The regulation was scheduled to take effect on Dec. 1. It would raise the salary limit below which workers automatically qualified for overtime pay to $47,476 from $23,660.
The judge, Amos L. Mazzant III of the Eastern District of Texas, ruled that the Obama administration had exceeded its authority by raising the overtime salary limit so significantly. The ruling was hailed by business groups who argued the new rules would be costly and result in fewer hours for workers.
The Labor Department said it “strongly disagreed” with the decision and was “considering all of our legal options,” raising the possibility of an appeal in the waning days of the Obama administration. Ross Eisenbrey of the Economic Policy Institute, whose writings on the subject helped shape the administration’s regulation, called the ruling “a disappointment to millions of workers who are forced to work long hours with no extra compensation.”
While the injunction is only a temporary measure that suspends the regulation until the judge can issue a ruling on the merits, many said the judge’s language indicated he was likely to strike down the regulation.

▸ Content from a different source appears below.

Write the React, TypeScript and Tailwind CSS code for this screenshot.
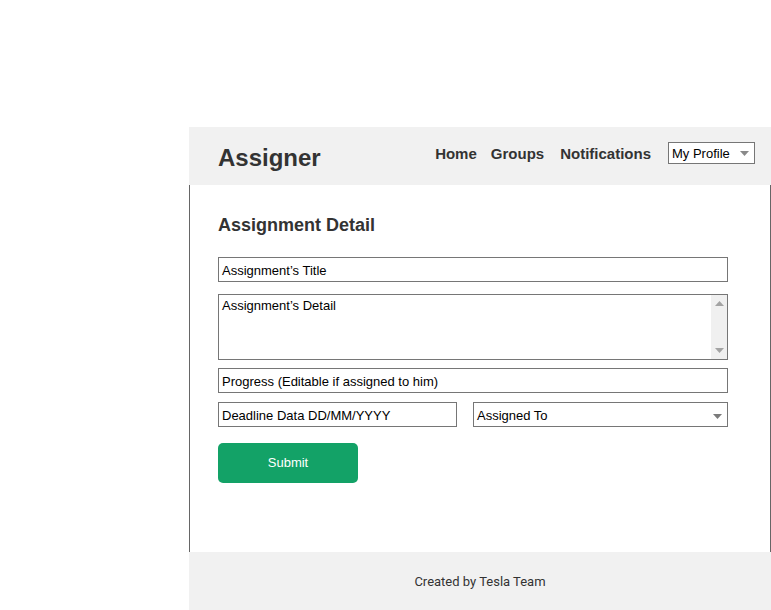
import React from 'react';

const Caret: React.FC<{ up?: boolean; color?: string }> = ({ up, color = '#7b7b7b' }) => (
  <svg width="9" height="5" viewBox="0 0 9 5" className="block">
    <polygon points={up ? '0,5 9,5 4.5,0' : '0,0 9,0 4.5,5'} fill={color} />
  </svg>
);

export default function App() {
  return (
    <div className="w-[771px] h-[610px] bg-white pt-[127px] pl-[189px] font-['Liberation_Sans',Arial,sans-serif] overflow-hidden">
      <div className="w-[582px] flex flex-col">
        {/* Header */}
        <header className="h-[58px] bg-[#f1f1f1] flex items-start justify-between pl-[29px] pr-[16px]">
          <h1 className="mt-[17px] text-[24px] leading-[28px] font-bold text-[#333]">Assigner</h1>
          <nav className="mt-[15px] flex items-center h-[22px] text-[15px] font-bold text-[#333]">
            <span className="pt-[2px]">Home</span>
            <span className="ml-[14px] pt-[2px]">Groups</span>
            <span className="ml-[16px] pt-[2px]">Notifications</span>
            <div className="ml-[17px] w-[87px] h-[22px] border border-[#767676] bg-white flex items-center justify-between pl-[3px] pr-[5px] pt-[1px] text-[13px] font-normal text-black">
              <span>My Profile</span>
              <Caret color="#8a8a8a" />
            </div>
          </nav>
        </header>

        {/* Body */}
        <main className="h-[367px] border-x border-[#666] pt-[30px] pl-[28px] pr-[42px]">
          <h2 className="text-[18px] leading-[21px] font-bold text-[#333]">Assignment Detail</h2>

          <div className="mt-[21px] flex flex-col text-[13px] text-black">
            <div className="h-[25px] border border-[#767676] flex items-center pl-[3px] pt-[3px]">Assignment’s Title</div>

            <div className="mt-[12px] h-[66px] border border-[#767676] flex">
              <div className="flex-1 pl-[3px] pt-[3px] leading-[16px]">Assignment’s Detail</div>
              <div className="w-[16px] bg-[#f0f0f0] flex flex-col items-center justify-between py-[6px]">
                <Caret up color="#a3a3a3" />
                <Caret color="#a3a3a3" />
              </div>
            </div>

            <div className="mt-[8px] h-[25px] border border-[#767676] flex items-center pl-[3px] pt-[3px]">Progress (Editable if assigned to him)</div>

            <div className="mt-[9px] flex gap-[16px]">
              <div className="w-[239px] h-[25px] border border-[#767676] flex items-center pl-[3px] pt-[3px]">Deadline Data DD/MM/YYYY</div>
              <div className="flex-1 h-[25px] border border-[#767676] flex items-center justify-between pl-[3px] pr-[5px] pt-[3px]">
                <span>Assigned To</span>
                <Caret />
              </div>
            </div>

            <button className="mt-[16px] w-[140px] h-[40px] rounded-[5px] bg-[#13a267] text-white text-[13px]">Submit</button>
          </div>
        </main>

        {/* Footer */}
        <footer className="h-[58px] bg-[#f1f1f1] flex items-center justify-center pt-[2px] font-['Roboto',sans-serif] text-[13px] text-[#333]">
          Created by Tesla Team
        </footer>
      </div>
    </div>
  );
}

“We are, assuming that this preliminary injunction holds and there isn’t an appeal or some other thing that disrupts it, done with this regulation,” said Marc Freedman, executive director of labor law policy at the U.S. Chamber of Commerce, which had challenged the rule.
The fate of the regulation had already been thrown into question by the election of Donald J. Trump as president two weeks ago. Mr. Trump has promised to reverse many regulations approved during the Obama administration, and the Republican Congress has generally criticized the scope of the expansion of overtime eligibility.